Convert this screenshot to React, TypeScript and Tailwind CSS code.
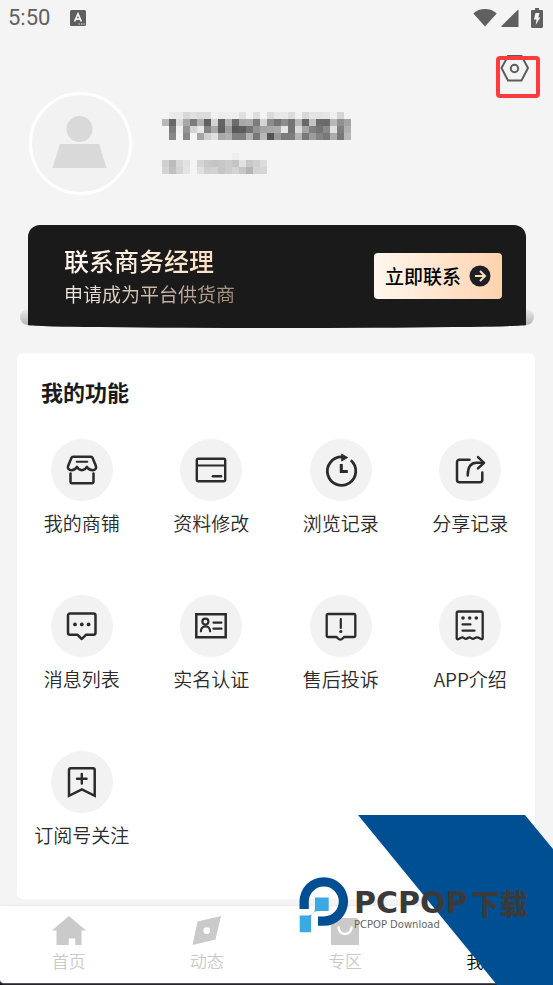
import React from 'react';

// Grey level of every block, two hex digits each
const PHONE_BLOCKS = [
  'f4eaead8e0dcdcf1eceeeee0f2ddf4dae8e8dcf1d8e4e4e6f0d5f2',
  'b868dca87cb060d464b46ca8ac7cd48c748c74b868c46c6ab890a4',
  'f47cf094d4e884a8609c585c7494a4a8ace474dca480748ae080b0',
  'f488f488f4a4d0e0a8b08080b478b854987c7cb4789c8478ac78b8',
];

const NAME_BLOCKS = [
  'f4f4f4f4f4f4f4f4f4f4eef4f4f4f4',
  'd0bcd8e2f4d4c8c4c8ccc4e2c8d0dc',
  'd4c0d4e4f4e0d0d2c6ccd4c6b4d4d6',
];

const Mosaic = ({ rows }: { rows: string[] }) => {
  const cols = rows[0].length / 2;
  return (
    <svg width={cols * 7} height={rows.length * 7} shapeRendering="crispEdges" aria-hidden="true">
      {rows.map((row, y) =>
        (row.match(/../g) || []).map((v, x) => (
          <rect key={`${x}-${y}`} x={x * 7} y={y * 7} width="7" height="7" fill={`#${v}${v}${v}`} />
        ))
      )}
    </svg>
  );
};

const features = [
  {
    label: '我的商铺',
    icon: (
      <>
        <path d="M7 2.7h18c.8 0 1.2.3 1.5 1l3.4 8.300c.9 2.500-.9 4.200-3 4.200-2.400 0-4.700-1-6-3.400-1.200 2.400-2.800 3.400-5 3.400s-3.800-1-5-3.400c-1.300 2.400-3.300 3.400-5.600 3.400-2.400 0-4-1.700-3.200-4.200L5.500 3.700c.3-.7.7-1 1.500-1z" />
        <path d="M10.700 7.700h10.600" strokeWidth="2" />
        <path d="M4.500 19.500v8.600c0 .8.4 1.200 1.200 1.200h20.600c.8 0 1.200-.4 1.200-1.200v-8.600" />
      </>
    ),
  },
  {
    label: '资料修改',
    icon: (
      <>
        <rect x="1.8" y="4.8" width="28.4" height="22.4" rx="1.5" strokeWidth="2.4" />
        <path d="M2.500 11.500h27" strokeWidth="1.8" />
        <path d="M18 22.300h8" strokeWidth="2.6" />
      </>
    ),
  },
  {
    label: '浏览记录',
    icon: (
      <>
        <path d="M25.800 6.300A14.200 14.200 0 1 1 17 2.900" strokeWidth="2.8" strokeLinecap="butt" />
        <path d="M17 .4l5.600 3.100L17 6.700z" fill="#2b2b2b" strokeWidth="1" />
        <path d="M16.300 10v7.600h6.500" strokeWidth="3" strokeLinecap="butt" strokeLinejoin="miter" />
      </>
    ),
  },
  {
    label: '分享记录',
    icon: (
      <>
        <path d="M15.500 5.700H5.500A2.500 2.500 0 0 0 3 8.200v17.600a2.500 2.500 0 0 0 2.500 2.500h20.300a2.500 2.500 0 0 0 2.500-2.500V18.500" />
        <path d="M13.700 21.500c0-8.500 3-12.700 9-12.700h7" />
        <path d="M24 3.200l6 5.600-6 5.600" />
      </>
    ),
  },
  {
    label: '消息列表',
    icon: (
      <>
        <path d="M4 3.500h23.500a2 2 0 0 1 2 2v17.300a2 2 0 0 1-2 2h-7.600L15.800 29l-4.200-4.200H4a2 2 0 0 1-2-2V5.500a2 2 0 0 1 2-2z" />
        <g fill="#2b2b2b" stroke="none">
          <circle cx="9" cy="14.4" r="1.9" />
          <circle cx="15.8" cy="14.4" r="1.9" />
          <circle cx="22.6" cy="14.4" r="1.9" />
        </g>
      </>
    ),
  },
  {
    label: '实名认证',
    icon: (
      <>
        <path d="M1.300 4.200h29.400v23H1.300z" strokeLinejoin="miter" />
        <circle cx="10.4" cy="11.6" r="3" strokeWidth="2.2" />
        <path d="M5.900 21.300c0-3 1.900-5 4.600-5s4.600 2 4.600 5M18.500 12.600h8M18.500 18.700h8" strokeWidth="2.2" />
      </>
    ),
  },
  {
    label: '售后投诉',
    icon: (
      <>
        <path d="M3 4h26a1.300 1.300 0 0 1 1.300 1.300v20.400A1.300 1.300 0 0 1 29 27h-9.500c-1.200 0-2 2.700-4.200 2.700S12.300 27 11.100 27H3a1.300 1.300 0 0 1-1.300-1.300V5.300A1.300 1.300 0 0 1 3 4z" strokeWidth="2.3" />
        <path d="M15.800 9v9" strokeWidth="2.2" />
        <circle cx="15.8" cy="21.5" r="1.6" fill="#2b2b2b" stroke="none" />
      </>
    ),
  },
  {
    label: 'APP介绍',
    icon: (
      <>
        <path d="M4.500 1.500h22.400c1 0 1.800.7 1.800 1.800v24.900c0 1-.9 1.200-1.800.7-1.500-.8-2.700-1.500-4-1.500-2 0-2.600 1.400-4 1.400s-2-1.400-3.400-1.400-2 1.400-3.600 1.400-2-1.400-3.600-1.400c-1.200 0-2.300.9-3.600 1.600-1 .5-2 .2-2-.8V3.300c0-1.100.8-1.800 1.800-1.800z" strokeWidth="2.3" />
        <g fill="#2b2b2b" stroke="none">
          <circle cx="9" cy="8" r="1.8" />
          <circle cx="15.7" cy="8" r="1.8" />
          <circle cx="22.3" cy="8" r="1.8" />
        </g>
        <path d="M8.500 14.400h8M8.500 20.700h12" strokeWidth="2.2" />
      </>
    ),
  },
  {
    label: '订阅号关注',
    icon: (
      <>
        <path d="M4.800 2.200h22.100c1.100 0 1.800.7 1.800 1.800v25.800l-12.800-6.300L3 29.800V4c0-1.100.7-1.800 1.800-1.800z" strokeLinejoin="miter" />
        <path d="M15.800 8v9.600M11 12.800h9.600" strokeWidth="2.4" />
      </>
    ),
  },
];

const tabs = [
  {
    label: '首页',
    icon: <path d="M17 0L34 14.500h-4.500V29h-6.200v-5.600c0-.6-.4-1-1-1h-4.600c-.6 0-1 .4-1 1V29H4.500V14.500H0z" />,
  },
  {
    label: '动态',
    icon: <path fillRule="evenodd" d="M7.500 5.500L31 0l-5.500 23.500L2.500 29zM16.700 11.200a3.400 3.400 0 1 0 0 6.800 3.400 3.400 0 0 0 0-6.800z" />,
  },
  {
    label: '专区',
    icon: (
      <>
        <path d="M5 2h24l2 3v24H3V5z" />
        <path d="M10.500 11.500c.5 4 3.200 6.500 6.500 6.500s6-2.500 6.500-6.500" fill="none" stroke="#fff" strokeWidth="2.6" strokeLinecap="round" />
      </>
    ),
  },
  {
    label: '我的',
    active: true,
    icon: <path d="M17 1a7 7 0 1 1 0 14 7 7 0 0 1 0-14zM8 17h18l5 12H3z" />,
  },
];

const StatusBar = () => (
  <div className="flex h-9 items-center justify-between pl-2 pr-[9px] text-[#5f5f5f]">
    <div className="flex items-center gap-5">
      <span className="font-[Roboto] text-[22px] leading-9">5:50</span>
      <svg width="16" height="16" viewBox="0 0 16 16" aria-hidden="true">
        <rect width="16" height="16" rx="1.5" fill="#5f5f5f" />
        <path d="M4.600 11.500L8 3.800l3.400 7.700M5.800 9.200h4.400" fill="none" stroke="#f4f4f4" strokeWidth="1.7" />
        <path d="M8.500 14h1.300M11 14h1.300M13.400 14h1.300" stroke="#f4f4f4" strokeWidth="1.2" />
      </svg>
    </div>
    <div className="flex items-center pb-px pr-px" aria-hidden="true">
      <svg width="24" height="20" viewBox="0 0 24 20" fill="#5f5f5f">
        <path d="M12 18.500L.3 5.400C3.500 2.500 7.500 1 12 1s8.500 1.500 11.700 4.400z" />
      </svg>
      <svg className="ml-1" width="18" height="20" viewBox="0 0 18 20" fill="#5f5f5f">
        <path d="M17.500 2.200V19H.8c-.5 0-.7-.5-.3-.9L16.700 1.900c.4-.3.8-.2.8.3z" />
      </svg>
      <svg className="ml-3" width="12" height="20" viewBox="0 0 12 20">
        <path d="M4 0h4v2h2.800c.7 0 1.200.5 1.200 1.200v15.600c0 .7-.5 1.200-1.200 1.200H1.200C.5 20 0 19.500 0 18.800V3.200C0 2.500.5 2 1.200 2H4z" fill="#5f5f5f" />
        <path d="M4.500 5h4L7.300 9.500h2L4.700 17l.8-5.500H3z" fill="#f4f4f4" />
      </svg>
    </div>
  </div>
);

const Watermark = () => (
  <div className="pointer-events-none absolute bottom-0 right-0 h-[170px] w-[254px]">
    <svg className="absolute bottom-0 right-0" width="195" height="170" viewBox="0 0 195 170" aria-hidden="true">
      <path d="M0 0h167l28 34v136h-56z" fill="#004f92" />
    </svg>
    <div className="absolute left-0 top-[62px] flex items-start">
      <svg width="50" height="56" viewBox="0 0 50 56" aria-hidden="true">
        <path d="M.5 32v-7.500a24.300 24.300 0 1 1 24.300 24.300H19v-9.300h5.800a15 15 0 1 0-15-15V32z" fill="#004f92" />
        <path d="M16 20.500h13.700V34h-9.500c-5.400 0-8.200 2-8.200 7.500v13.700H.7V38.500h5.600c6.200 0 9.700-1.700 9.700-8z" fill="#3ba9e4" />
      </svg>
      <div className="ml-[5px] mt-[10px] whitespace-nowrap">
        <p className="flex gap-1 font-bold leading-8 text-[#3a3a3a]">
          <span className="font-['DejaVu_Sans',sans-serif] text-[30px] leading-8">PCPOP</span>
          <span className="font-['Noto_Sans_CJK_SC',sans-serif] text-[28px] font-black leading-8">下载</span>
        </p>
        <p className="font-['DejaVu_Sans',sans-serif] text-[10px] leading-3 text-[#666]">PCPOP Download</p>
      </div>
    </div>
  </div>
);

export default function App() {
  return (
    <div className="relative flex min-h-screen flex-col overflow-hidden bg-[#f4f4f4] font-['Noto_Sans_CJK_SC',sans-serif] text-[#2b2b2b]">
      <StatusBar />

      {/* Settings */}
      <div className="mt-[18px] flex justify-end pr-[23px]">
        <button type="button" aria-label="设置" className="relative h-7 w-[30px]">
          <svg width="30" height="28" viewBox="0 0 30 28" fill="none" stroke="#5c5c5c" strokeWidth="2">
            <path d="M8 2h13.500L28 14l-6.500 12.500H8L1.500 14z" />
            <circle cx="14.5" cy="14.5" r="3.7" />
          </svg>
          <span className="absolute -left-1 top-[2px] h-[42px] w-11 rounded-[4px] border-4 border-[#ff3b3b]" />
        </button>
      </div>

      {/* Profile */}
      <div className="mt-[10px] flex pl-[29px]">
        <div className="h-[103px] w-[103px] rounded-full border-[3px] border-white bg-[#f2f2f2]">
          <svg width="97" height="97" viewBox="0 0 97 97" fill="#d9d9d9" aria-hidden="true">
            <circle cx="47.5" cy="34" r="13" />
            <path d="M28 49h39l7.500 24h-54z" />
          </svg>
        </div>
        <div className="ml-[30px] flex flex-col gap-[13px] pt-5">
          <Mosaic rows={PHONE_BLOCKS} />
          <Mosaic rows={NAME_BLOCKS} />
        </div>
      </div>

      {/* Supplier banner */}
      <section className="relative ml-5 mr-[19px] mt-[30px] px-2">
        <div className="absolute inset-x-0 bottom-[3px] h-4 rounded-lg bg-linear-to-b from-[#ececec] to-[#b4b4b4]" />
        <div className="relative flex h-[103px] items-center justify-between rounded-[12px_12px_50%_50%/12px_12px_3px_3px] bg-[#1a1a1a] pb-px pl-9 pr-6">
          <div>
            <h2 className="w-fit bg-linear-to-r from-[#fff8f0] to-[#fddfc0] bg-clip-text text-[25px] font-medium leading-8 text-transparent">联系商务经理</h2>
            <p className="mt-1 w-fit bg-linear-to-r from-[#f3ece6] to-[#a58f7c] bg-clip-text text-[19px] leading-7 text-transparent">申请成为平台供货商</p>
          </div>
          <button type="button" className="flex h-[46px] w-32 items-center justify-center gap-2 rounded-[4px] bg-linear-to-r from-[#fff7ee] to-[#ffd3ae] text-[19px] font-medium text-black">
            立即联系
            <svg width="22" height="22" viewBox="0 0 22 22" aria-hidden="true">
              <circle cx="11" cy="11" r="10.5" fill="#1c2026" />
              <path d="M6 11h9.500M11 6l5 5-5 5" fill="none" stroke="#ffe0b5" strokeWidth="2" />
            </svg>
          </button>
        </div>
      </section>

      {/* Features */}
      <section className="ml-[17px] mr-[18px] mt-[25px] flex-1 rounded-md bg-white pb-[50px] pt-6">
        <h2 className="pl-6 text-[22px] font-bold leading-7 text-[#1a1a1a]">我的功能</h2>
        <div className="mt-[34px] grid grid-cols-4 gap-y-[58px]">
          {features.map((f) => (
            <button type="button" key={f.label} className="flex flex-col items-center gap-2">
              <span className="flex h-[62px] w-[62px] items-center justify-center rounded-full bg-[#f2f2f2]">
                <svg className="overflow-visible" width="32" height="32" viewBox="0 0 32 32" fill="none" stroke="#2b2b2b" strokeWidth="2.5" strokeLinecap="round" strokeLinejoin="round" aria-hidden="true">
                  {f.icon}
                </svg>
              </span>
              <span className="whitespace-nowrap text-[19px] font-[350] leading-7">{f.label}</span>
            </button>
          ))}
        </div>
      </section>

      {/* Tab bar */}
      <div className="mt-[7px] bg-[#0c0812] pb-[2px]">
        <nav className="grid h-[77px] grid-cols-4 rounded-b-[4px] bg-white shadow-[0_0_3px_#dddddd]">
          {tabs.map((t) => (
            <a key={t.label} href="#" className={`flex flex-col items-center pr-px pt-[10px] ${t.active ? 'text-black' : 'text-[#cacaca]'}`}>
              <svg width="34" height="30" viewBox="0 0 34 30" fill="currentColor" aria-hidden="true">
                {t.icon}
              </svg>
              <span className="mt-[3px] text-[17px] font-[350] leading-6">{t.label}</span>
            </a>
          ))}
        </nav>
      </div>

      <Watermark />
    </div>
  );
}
::::
Your instructions | Starting at the first line of the material, output exactly the lines up to and including the one with "import React from 'react';". Do not include the pictures.

Task response |
Convert this screenshot to React, TypeScript and Tailwind CSS code.
import React from 'react';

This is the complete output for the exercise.